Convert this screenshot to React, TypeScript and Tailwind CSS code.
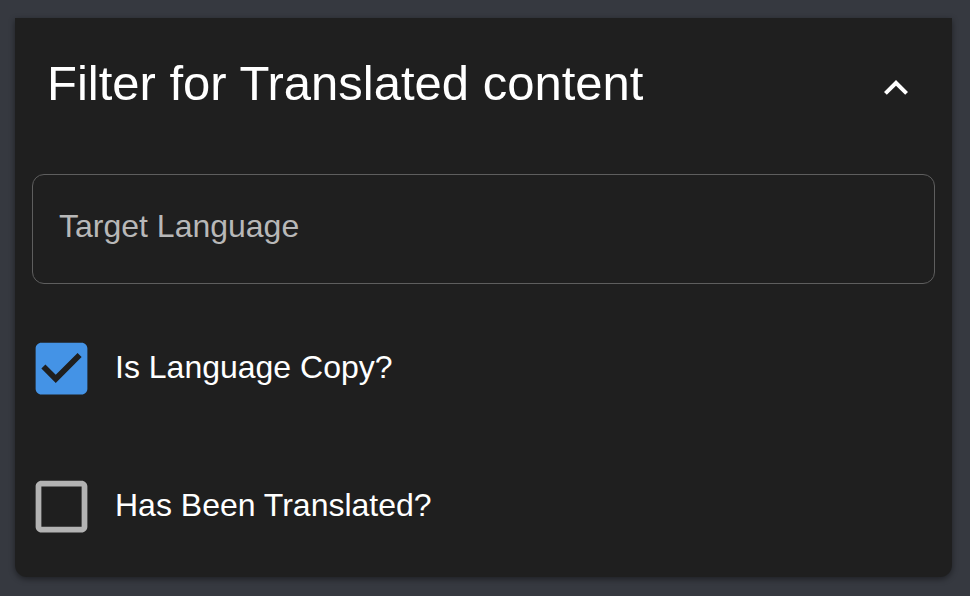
const CHECKED =
	'M19 3H5c-1.11 0-2 .9-2 2v14c0 1.1.89 2 2 2h14c1.11 0 2-.9 2-2V5c0-1.1-.89-2-2-2zm-9 14l-5-5 1.41-1.41L10 14.17l7.59-7.59L19 8l-9 9z';
const UNCHECKED =
	'M19 5v14H5V5h14m0-2H5c-1.1 0-2 .9-2 2v14c0 1.1.9 2 2 2h14c1.1 0 2-.9 2-2V5c0-1.1-.9-2-2-2z';

const options = [
	{ label: 'Is Language Copy?', checked: true },
	{ label: 'Has Been Translated?', checked: false },
];

const CheckRow = ({ label, checked }: { label: string; checked: boolean }) => {
	return (
		<label className="flex items-center gap-[19px]">
			<span className="relative -ml-[5px] h-[69px] w-[69px] shrink-0">
				{checked && (
					<span className="absolute left-[12px] top-[12px] h-[45px] w-[45px] bg-[#1f1f1f]" />
				)}
				<svg
					viewBox="0 0 24 24"
					className={
						'relative h-[69px] w-[69px] ' +
						(checked ? 'fill-[#4493e6]' : 'fill-[#b3b3b3]')
					}
				>
					<path d={checked ? CHECKED : UNCHECKED} />
				</svg>
			</span>
			<span className="-mt-[3px] text-[32px] leading-none text-white">{label}</span>
		</label>
	);
};

const App = () => {
	return (
		<div className="h-[596px] w-[970px] bg-[#363940] pl-[15px] pt-[18px] font-['Liberation_Sans',Arial,sans-serif]">
			<div className="h-[559px] w-[937px] rounded-b-[12px] bg-[#1f1f1f] px-[17px] pt-[41px] shadow-[0_2px_6px_rgba(0,0,0,0.45)]">
				<div className="flex h-[48px] items-start justify-between">
					<h2 className="ml-[15px] text-[49px] font-normal leading-none text-white">
						Filter for Translated content
					</h2>
					<svg
						viewBox="0 0 24 24"
						className="mr-[15px] mt-[5px] h-[48px] w-[48px] rotate-180 fill-white"
					>
						<path d="M16.59 8.59 12 13.17 7.41 8.59 6 10l6 6 6-6z" />
					</svg>
				</div>

				<div className="mt-[67px] flex h-[110px] items-center rounded-[12px] border-[1.5px] border-[#5e5e5e] px-[26px] pb-[7px]">
					<span className="text-[32px] leading-none text-[#b8b8b8]">Target Language</span>
				</div>

				<div className="mt-[50px] flex flex-col gap-[69px]">
					{options.map((o) => (
						<CheckRow key={o.label} label={o.label} checked={o.checked} />
					))}
				</div>
			</div>
		</div>
	);
};

export default App;
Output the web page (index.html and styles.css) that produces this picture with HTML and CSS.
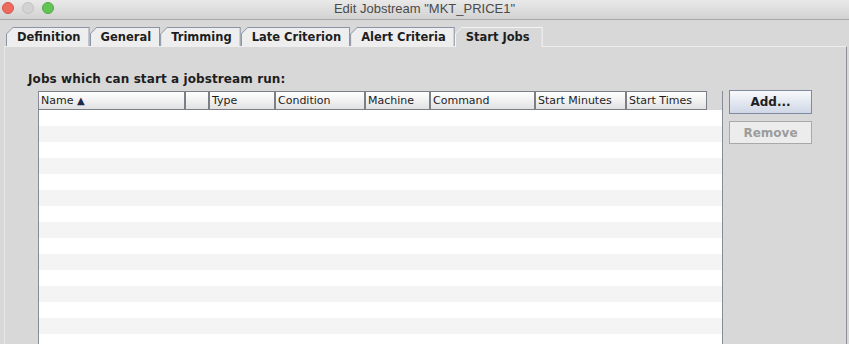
FILE: index.html
```html
<!DOCTYPE html>
<html>
<head>
    <title>Edit Jobstream</title>
    <link rel="stylesheet" href="styles.css">
</head>
<body>
    <div class="titlebar">
        <div class="lights">
            <span class="light red"></span>
            <span class="light grey"></span>
            <span class="light green"></span>
        </div>
        <div class="title">Edit Jobstream "MKT_PRICE1"</div>
        <div class="lights-spacer"></div>
    </div>

    <div class="tabs">
        <div class="tab"><span>Definition</span></div>
        <div class="tab"><span>General</span></div>
        <div class="tab"><span>Trimming</span></div>
        <div class="tab"><span>Late Criterion</span></div>
        <div class="tab"><span>Alert Criteria</span></div>
        <div class="tab selected"><span>Start Jobs</span></div>
    </div>

    <div class="panel">
        <div class="caption">Jobs which can start a jobstream run:</div>
        <div class="panel-body">
            <div class="table">
                <div class="table-head">
                    <div class="th c-name">Name <span class="sort">&#9650;</span></div>
                    <div class="th c-flag"></div>
                    <div class="th c-type">Type</div>
                    <div class="th c-cond">Condition</div>
                    <div class="th c-mach">Machine</div>
                    <div class="th c-cmd">Command</div>
                    <div class="th c-min">Start Minutes</div>
                    <div class="th c-time">Start Times</div>
                </div>
                <div class="rows">
                    <div class="row"></div><div class="row"></div><div class="row"></div>
                    <div class="row"></div><div class="row"></div><div class="row"></div>
                    <div class="row"></div><div class="row"></div><div class="row"></div>
                    <div class="row"></div><div class="row"></div><div class="row"></div>
                    <div class="row"></div><div class="row"></div><div class="row"></div>
                </div>
            </div>
            <div class="buttons">
                <button class="button default">Add...</button>
                <button class="button" disabled>Remove</button>
            </div>
        </div>
    </div>
</body>
</html>
```

FILE: styles.css
```css
html, body {
    margin: 0;
    height: 100%;
}

body {
    font-family: "DejaVu Sans", "Liberation Sans", sans-serif;
    background-color: #d8d8d8;
    color: #1e1e1e;
    overflow: hidden;
}

/* window title bar */

.titlebar {
    display: flex;
    align-items: center;
    height: 19px;
    border-bottom: 1px solid #a9a9a9;
    background: linear-gradient(#e9e9e9, #d2d2d2);
}

.lights {
    display: flex;
    gap: 8px;
    width: 52px;
    padding-left: 2px;
    margin-top: -3px;
}

.lights-spacer {
    width: 54px;
}

.light {
    width: 12px;
    height: 12px;
    border-radius: 50%;
    box-sizing: border-box;
}

.light.red {
    background-color: #ec6a5e;
    border: 1px solid #d5574c;
}

.light.grey {
    background-color: #d3d3d3;
    border: 1px solid #c2c2c2;
}

.light.green {
    background-color: #61c454;
    border: 1px solid #50a944;
}

.title {
    flex: 1;
    text-align: center;
    font-family: "Liberation Sans", Arial, sans-serif;
    font-size: 13px;
    color: #4a4a4a;
    margin-top: -2px;
}

/* tabs */

.tabs {
    display: flex;
    margin-top: 7px;
    padding-left: 6px;
    height: 19px;
}

.tab {
    height: 19px;
    background-color: #8c95a8;
    clip-path: polygon(0 7px, 7px 0, 100% 0, 100% 100%, 0 100%);
    padding: 1px 1px 0 1px;
    box-sizing: border-box;
}

.tab span {
    display: block;
    height: 18px;
    line-height: 18px;
    padding: 0 8px 0 10px;
    background-color: #eeeeee;
    clip-path: polygon(0 6px, 6px 0, 100% 0, 100% 100%, 0 100%);
    font-size: 11.5px;
    font-weight: bold;
    color: #1e1e1e;
    white-space: nowrap;
}

.tab.selected {
    background-color: #f4f4f4;
    height: 20px;
}

.tab.selected span {
    background-color: #d8d8d8;
    height: 19px;
    padding-right: 12px;
}

/* content panel */

.panel {
    margin-left: 4px;
    width: 843px;
    height: 100%;
    box-sizing: border-box;
    border-top: 1px solid #eeeeee;
    border-left: 1px solid #e6e6e6;
    border-right: 1px solid #8d9099;
    padding-left: 23px;
}

.caption {
    padding-top: 24px;
    line-height: 16px;
    font-size: 12px;
    font-weight: bold;
    color: #1e1e1e;
    letter-spacing: 0.1px;
}

.panel-body {
    display: flex;
    gap: 6px;
    margin-top: 3px;
    margin-left: 10px;
}

/* table */

.table {
    width: 685px;
    border-left: 1px solid #858b98;
    border-right: 1px solid #858b98;
    box-sizing: border-box;
    margin-top: 1px;
}

.table-head {
    display: flex;
    width: 668px;
}

.th {
    height: 19px;
    line-height: 17px;
    padding-left: 2px;
    box-sizing: border-box;
    border-top: 1px solid #7b7f86;
    border-bottom: 1px solid #7b7f86;
    border-right: 2px solid #7b7f86;
    background: linear-gradient(#ffffff, #f1f1f1 50%, #e1e1e1);
    font-family: "DejaVu Sans", sans-serif;
    font-size: 11px;
    color: #1e1e1e;
    white-space: nowrap;
    overflow: hidden;
}

.sort {
    font-size: 10px;
    color: #1c2a4e;
}

.c-name { width: 147px; }
.c-flag { width: 24px; }
.c-type { width: 66px; }
.c-cond { width: 90px; }
.c-mach { width: 65px; }
.c-cmd  { width: 105px; }
.c-min  { width: 91px; }
.c-time { width: 80px; border-right-width: 1px; }

.row {
    height: 16px;
    background-color: #ffffff;
}

.row:nth-child(even) {
    background-color: #f4f4f4;
}

/* side buttons */

.buttons {
    display: flex;
    flex-direction: column;
    gap: 7px;
}

.button {
    width: 83px;
    height: 24px;
    padding: 0;
    font-family: "DejaVu Sans", sans-serif;
    font-size: 12px;
    font-weight: bold;
    color: #1e1e1e;
    background: linear-gradient(#f8f9fb, #cfd8e6);
    border: 1px solid #7f89a0;
    border-radius: 0;
    cursor: pointer;
}

.button:disabled {
    height: 23px;
    background: #ececec;
    border-color: #a9a9a9;
    color: #9c9c9c;
    cursor: default;
}
```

----------

_Instructions to follow_. With all pictures left out, please transcribe exactly the lines from the start of the material through the line with "0 2-.9 2-2V5c0-1.1-.9-2-2-2z';".

_Result of this exercise_.
Convert this screenshot to React, TypeScript and Tailwind CSS code.
const CHECKED =
	'M19 3H5c-1.11 0-2 .9-2 2v14c0 1.1.89 2 2 2h14c1.11 0 2-.9 2-2V5c0-1.1-.89-2-2-2zm-9 14l-5-5 1.41-1.41L10 14.17l7.59-7.59L19 8l-9 9z';
const UNCHECKED =
	'M19 5v14H5V5h14m0-2H5c-1.1 0-2 .9-2 2v14c0 1.1.9 2 2 2h14c1.1 0 2-.9 2-2V5c0-1.1-.9-2-2-2z';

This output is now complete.